In this age, there are millions of eager piano students all over the world. A Google search returns 787 million results, and a Youtube search returns 564 million. Still, the truth is that most of those students are ignorant about how to memorize their pieces. I know this because after more than ten years of working collaboratively with musicians, and teaching students, I can reliably say that plenty of students wish they could memorize, but don’t know how. Why is this a problem? It’s really not, if you just like playing, but humans want to impress each other, and a student who sits down the play piece without the sheet music, and does it successfully, will undoubtedly impress their audience. I know this because I am asked again and again after a performance how I was able to memorize the music that I performed, and people are impressed. More people want to know about how I memorize than how I play “that one phrase” so beautifully. Only a connoisseur would ask me the latter question, while the lay audience, while they certainly enjoy the music, are equally impressed by the visual experience of watching music flow from a pianist without the score as an aid. They are somehow convinced that the music is more authentic; they are just moved by the experience. I was just told this recently by my great Uncle, who said he found that the most impressive thing about a recent piano performance was that the pianist memorized the whole concert.

I can’t disagree, because memorizing will absolutely deepen the musician’s relationship with the music. The truth is that memorizing is quite simple as long as the student can see the larger patterns in the musical score. People love music and they want to play their favorite pieces. You can go on Youtube and learn almost any popular piece, and you can go on the internet to learn music theory, and learn all sorts of things about music, even about the classics. There are also many books about music. However, there aren’t any tools that can show you how to memorize that classical piece that you really like in a customized way. In this day and age, people want customized solutions. How do you memorize that specific passage in Clair de Lune or Fur Elise or that piece that you really like? How do you solve the one little spot that always gives you a memory slip? It’s not that simple, and it takes intellectual work, otherwise all amateur students would be able to do it easily. How many times have you tried to play a piece without the music and had a memory slip, or gotten stuck? We want to stop that from happening.
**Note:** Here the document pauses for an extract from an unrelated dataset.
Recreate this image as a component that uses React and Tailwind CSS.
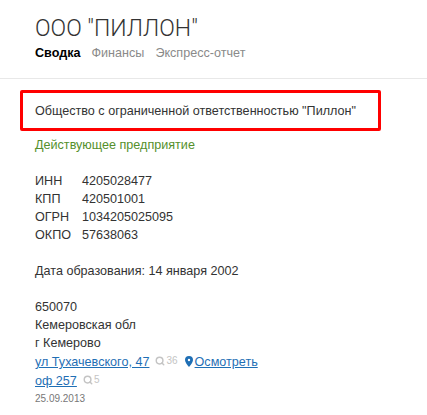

My tool will help people memorize by showing them patterns in the score. When an individual can visualize the score in their mind, then they can memorize it. In order to visualize a score, they need to see the patterns in the score. For example, instead of seeing eight notes in a row, they need to see two chords. To carry this idea a step further, instead of seeing two chords, the students need to see a chord progression, perhaps from the tonic to the dominant. Lastly, in order to feel the value of these two chords, they need to hear a melody that is meaningful to them. This is just one way among many to ways to analyze music. I’ll never forget when my uncle, a professional musician, gave me a lesson on Bach, and found all of these interesting melodies in the music. Suddenly the music was easier to memorize, because I could hear the way the melodies interacted with each other. This latter approached is what is called the contrapuntal analysis, while the former is what musicians call the harmonic analysis.

The truth is that most students’ habit is to read note-by-note instead of looking for patterns. Certainly, a student needs to learn to read musical notation, but once the notes come naturally, then the next step needs to be the work of seeing patterns, and hearing those patterns in their mind. There is no tool that can take any classical score of your choosing, and decompose it into phrases or chord progressions, or point out other useful patterns, so that a student can see the patterns more quickly. Specifically, it needs to be able to do exactly what the user wants analyzed rather than provide some generalized response. It facilitates the work done by an individual who wants to have a knowledge of the score and be able to have intellectual knowledge about it. So in that sense, Theorizer is also a pedagogic tool for people who need it, because there are certainly many fine pianists who will never need a tool to help them memorize a score. In fact, once a student is competent in this kind of thinking, they shouldn’t need to use this tool any more.

What will I build?

Currently, I have built a proof-of-concept: a densely connected, feed-forward neural network that accurately classifies major chords with 100% accuracy for all typical major chords as well as atypical arrangements, and those with some common chord extensions. I’ve also built a web app for interfacing with the neural network. This is a preliminary investigation into the feasibility of Theorizer, and I hope to expand the network’s capability and even build other neural networks with much more capability. See the code at github.com/theorizer, and github.com/first_neural_network. View the UI and working example here at www.theorizer.herokuapp.com.(use chrome browser please, and wait a few moments for it to load). Input notes with the keyboard and then press the button to get a response from the neural network.

It’s important to emphasize the value of customized learning. I could pick up a book any day and study music theory, but we want to start building intelligent tools that help people enjoy the experience of discovery in classical music in a way that addresses their specific questions. Yes, the tool aims to replace the teacher in a sense, but more to supplement the teacher, because vocabulary still must be studied and learned. This tool, more so, is a way to investigate the way that the masters use the language of music. Call it Natural Music Processing. Classical music is not about learning the notes, it’s about seeing patterns and thinking about them. An intelligent tool that help student discover the patterns will give them insight without having to get it from experienced teachers, who are expensive.

How will I monetize?

If Theorizer charges 10 cents per request to the artifical intelligence, it might generate 3,000 dollars a month in revenue by having 100 users who each make 10 requests a day, every day day of the month. Certainly, other revenue methods are possible.

The more important question is how to secure the application so that there is no way to bypass security measures put in place to enforce a subscription. At the very least, requests to the A.I. will require authorization and authentication.

Why is it hard to build?

You can listen to me on Soundcloud or hear my solo recitals from my time at Oberlin, all of which were memorized and free from slips. This machine is hard to build because it requires domain-specific knowledge in music theory, piano repertoire, computer science, and experience with students of music. At this point, I have professional experience in all of these fields and still feel there is much learning to be done in order to completely understand the tools at my disposal. In fact, I hope to make some academic discovery through this research. That is all to say, this application can only be built by a musicians with knowledge of the problem and the solution, and have successfully solved the problem himself.